Can reclaimed materials meet current Turkish building codes? Structural reclaimed materials (steel, timber) require testing and certification to confirm they meet current standards. Non-structural reclaimed materials (brick, stone, flooring) are generally straightforward. Work with a structural engineer experienced in material reuse to navigate code compliance.
What is embodied carbon and why does it matter? Embodied carbon is the total CO2 emissions from extracting, manufacturing, transporting, and installing a building material. As operational energy efficiency improves (better insulation, heat pumps, renewables), embodied carbon becomes a larger share of a building's total lifetime emissions — often 50% or more for well-insulated new buildings.

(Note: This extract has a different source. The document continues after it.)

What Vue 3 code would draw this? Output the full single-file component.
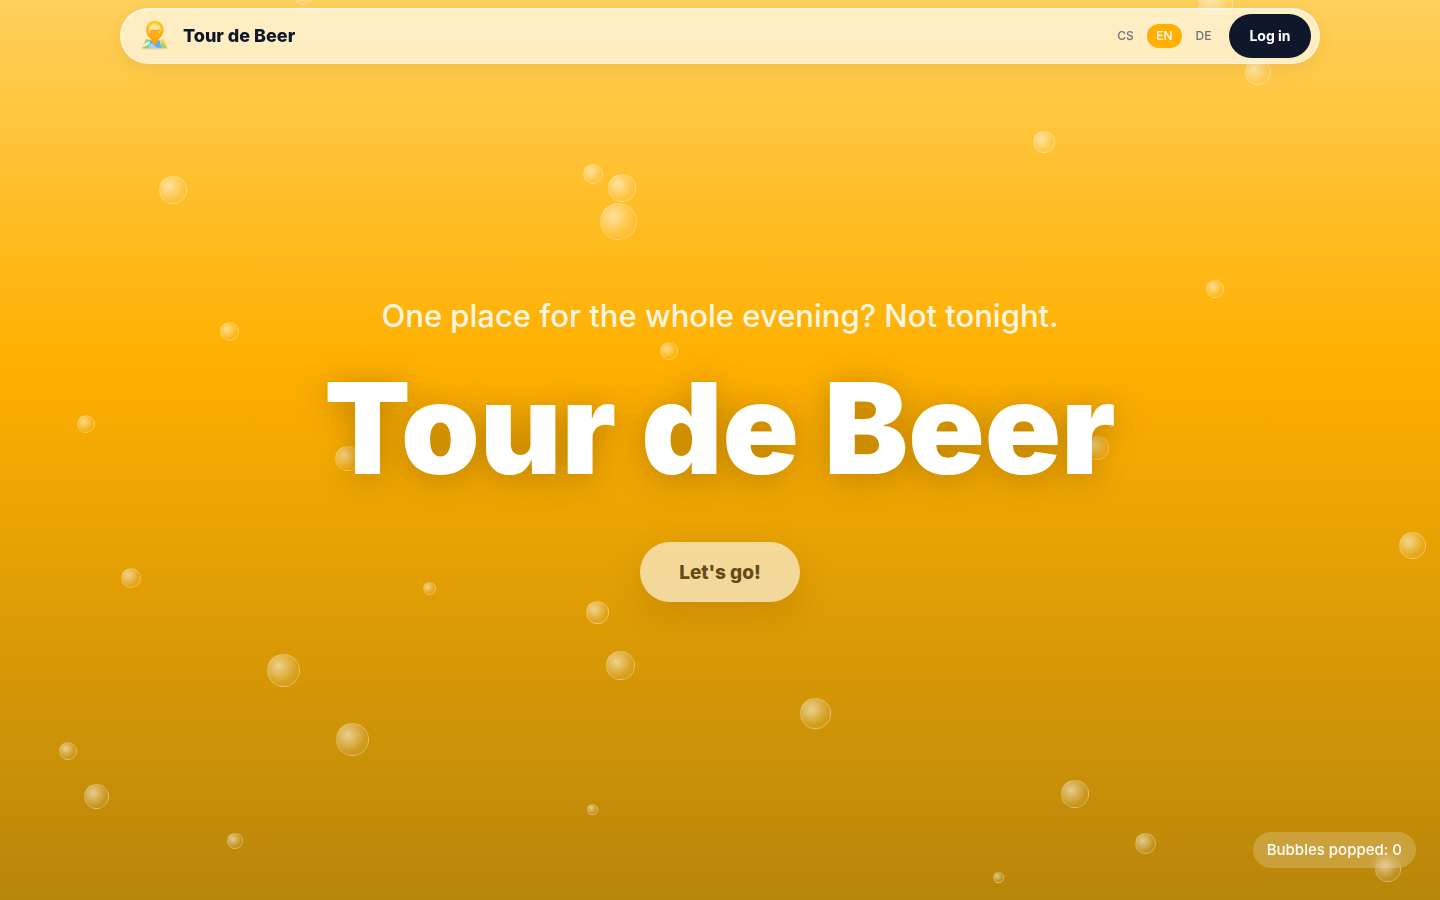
<script setup>
import { ref } from 'vue'

const languages = ['CS', 'EN', 'DE']
const language = ref('EN')
const popped = ref(0)

// x and y are the centre of each bubble on the canvas
const bubbles = ref([
  { x: 303, y: -4, d: 18 }, { x: 1215, y: 3, d: 35 }, { x: 1258, y: 72, d: 26 },
  { x: 1044, y: 142, d: 22 }, { x: 173, y: 190, d: 28 }, { x: 593, y: 174, d: 20 },
  { x: 622, y: 188, d: 28 }, { x: 618, y: 221, d: 37 }, { x: 1215, y: 289, d: 18 },
  { x: 229, y: 331, d: 19 }, { x: 669, y: 351, d: 18 }, { x: 86, y: 424, d: 18 },
  { x: 347, y: 458, d: 25 }, { x: 1097, y: 448, d: 24 }, { x: 1412, y: 545, d: 27 },
  { x: 131, y: 578, d: 20 }, { x: 429, y: 588, d: 13 }, { x: 597, y: 612, d: 23 },
  { x: 283, y: 670, d: 33 }, { x: 620, y: 665, d: 29 }, { x: 815, y: 713, d: 31 },
  { x: 352, y: 739, d: 33 }, { x: 68, y: 751, d: 18 }, { x: 96, y: 796, d: 25 },
  { x: 592, y: 809, d: 11 }, { x: 1075, y: 794, d: 28 }, { x: 235, y: 841, d: 16 },
  { x: 1145, y: 843, d: 21 }, { x: 998, y: 877, d: 11 }, { x: 1388, y: 869, d: 26 },
])

function bubbleStyle(b) {
  const half = Math.floor(b.d / 2)
  return { left: `${b.x - half}px`, top: `${b.y - half}px`, width: `${b.d}px`, height: `${b.d}px` }
}

function pop(b) {
  bubbles.value = bubbles.value.filter((other) => other !== b)
  popped.value += 1
}
</script>

<template>
  <div class="page">
    <div class="bubbles">
      <span v-for="b in bubbles" :key="`${b.x}-${b.y}`" class="bubble" :style="bubbleStyle(b)" @click="pop(b)"></span>
    </div>

    <header class="bar">
      <a class="brand" href="#">
        <svg class="logo" viewBox="0 0 32 32" aria-hidden="true">
          <defs>
            <linearGradient id="pin" x1="0" y1="0" x2="0" y2="1">
              <stop offset="0" stop-color="#fdcb22" />
              <stop offset="1" stop-color="#fd9a08" />
            </linearGradient>
          </defs>
          <ellipse cx="16" cy="28.500" rx="11.500" ry="1" fill="#cdbf98" opacity=".6" />
          <path d="M7 19 12 20 10 28 3 28.500z" fill="#9ccf72" />
          <path d="M5.500 23.500 11.500 21 11 24 3.500 27.500z" fill="#eef3cf" />
          <path d="M11.500 20 16 21 20.500 20 22.500 28 16 27.500 9.500 28z" fill="#5aacf0" />
          <path d="M10.500 24.500 13 23 18 28 9.500 28z" fill="#a2d5f5" />
          <path d="M20.500 20 25 19 29 28.500 22.500 28z" fill="#fbcf74" />
          <path d="M21.500 24 24 22.500 28 28.200 22.500 28z" fill="#a5cf80" />
          <path d="M15.800.8c-5 0-8.800 3.700-8.800 8.800 0 5.800 3.400 7.600 5.800 11.400 1.200 1.800 2 3.400 3 5.400 1-2 1.800-3.600 3-5.400 2.400-3.800 5.800-5.600 5.800-11.400 0-5.100-3.800-8.800-8.800-8.800z" fill="url(#pin)" />
          <circle cx="15.800" cy="9.400" r="6.200" fill="#ffdb75" />
          <path d="M11.300 9.500h7.900v5.700h-7.900z" fill="#fda51c" />
          <path d="M19 10.500h2v3.400h-2" fill="none" stroke="#fda51c" />
          <path d="M11.300 9.800c-.7-2 .6-3.400 1.800-3 1-1.500 3.700-1.300 4.200 0 1.700-.4 2.800 1.300 1.800 3z" fill="#ffeaa8" />
          <path d="M13.600 11v3M16.700 11v3" stroke="#ffbe42" stroke-width=".8" />
        </svg>
        <span class="name">Tour de Beer</span>
      </a>
      <nav class="actions">
        <button
          v-for="code in languages"
          :key="code"
          type="button"
          class="lang"
          :class="{ active: code === language }"
          @click="language = code"
        >{{ code }}</button>
        <button type="button" class="login">Log in</button>
      </nav>
    </header>

    <main class="hero">
      <p class="tagline">One place for the whole evening? Not tonight.</p>
      <h1 class="title">Tour de Beer</h1>
      <button type="button" class="go">Let's go!</button>
    </main>

    <div class="counter">Bubbles popped: {{ popped }}</div>
  </div>
</template>

<style>
body {
  margin: 0;
}
</style>

<style scoped>
.page {
  position: relative;
  display: flex;
  flex-direction: column;
  min-height: 100vh;
  overflow: hidden;
  box-sizing: border-box;
  padding: 8px 24px 0;
  font-family: Inter, "Open Sans", sans-serif;
  background: linear-gradient(180deg, #ffd05c 0%, #ffb000 40%, #b8860b 100%);
}

button {
  border: 0;
  font-family: inherit;
  cursor: pointer;
}

.bubbles {
  position: absolute;
  inset: 0;
}

.bubble {
  position: absolute;
  box-sizing: border-box;
  border: 1px solid rgba(255, 255, 255, 0.25);
  border-radius: 50%;
  background: radial-gradient(circle at 35% 35%, rgba(255, 255, 255, 0.55), rgba(255, 255, 255, 0.07) 65%);
}

.bar {
  position: relative;
  display: flex;
  align-items: center;
  justify-content: space-between;
  box-sizing: border-box;
  width: 100%;
  max-width: 1200px;
  height: 56px;
  margin: 0 auto;
  padding: 0 8px 0 18px;
  border: 1px solid rgba(255, 255, 255, 0.5);
  border-radius: 28px;
  background: rgba(255, 255, 255, 0.65);
  box-shadow: 0 4px 16px rgba(120, 80, 0, 0.1), inset 0 1px 0 rgba(255, 255, 255, 0.6);
  backdrop-filter: blur(12px);
}

.brand {
  display: flex;
  align-items: center;
  gap: 12px;
  color: #0f172a;
  text-decoration: none;
}

.logo {
  width: 32px;
  height: 32px;
}

.name {
  font-size: 18px;
  font-weight: 800;
  line-height: 28px;
}

.actions {
  display: flex;
  align-items: center;
  gap: 4px;
}

.lang {
  width: 35px;
  height: 24px;
  padding: 0 0 1px;
  border-radius: 12px;
  background: transparent;
  color: #6b7280;
  font-size: 12px;
  font-weight: 500;
}

.lang.active {
  background: #ffb000;
  color: #fff;
}

.login {
  width: 82px;
  height: 44px;
  margin-left: 4px;
  padding: 0 0 1px;
  border-radius: 22px;
  background: #0f172a;
  color: #fff;
  font-size: 14px;
  font-weight: 700;
}

.hero {
  display: flex;
  flex: 1;
  flex-direction: column;
  align-items: center;
  justify-content: center;
  padding-bottom: 66px;
  text-align: center;
  pointer-events: none;
}

.tagline {
  position: relative;
  margin: 0 0 28px;
  color: rgba(255, 255, 255, 0.9);
  font-size: 31px;
  font-weight: 500;
  line-height: 40px;
}

.title {
  position: relative;
  margin: 0 0 50px;
  color: #fff;
  font-size: 126px;
  font-weight: 900;
  line-height: 128px;
  text-shadow: 0 4px 32px rgba(120, 80, 0, 0.45);
}

.go {
  position: relative;
  width: 160px;
  height: 60px;
  padding: 0;
  border-radius: 30px;
  background: rgba(255, 255, 255, 0.6);
  color: #654b17;
  font-size: 19px;
  font-weight: 800;
  box-shadow: 0 12px 32px rgba(120, 80, 0, 0.2);
  pointer-events: auto;
}

.counter {
  position: absolute;
  right: 24px;
  bottom: 32px;
  height: 36px;
  padding: 0 14px;
  border-radius: 18px;
  background: rgba(255, 255, 255, 0.2);
  color: #fff;
  font-size: 15px;
  font-weight: 500;
  line-height: 36px;
  backdrop-filter: blur(4px);
}
</style>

How does DEEX Studio approach sustainable material specification? We evaluate materials across four criteria: embodied carbon data (via EPDs), local availability, aesthetic contribution to the design concept, and long-term durability. We prioritize Turkish-sourced materials where quality matches the project requirements, and we maintain relationships with reclaimed material suppliers across Istanbul. Every project gets a material carbon assessment during the design phase, not as an afterthought.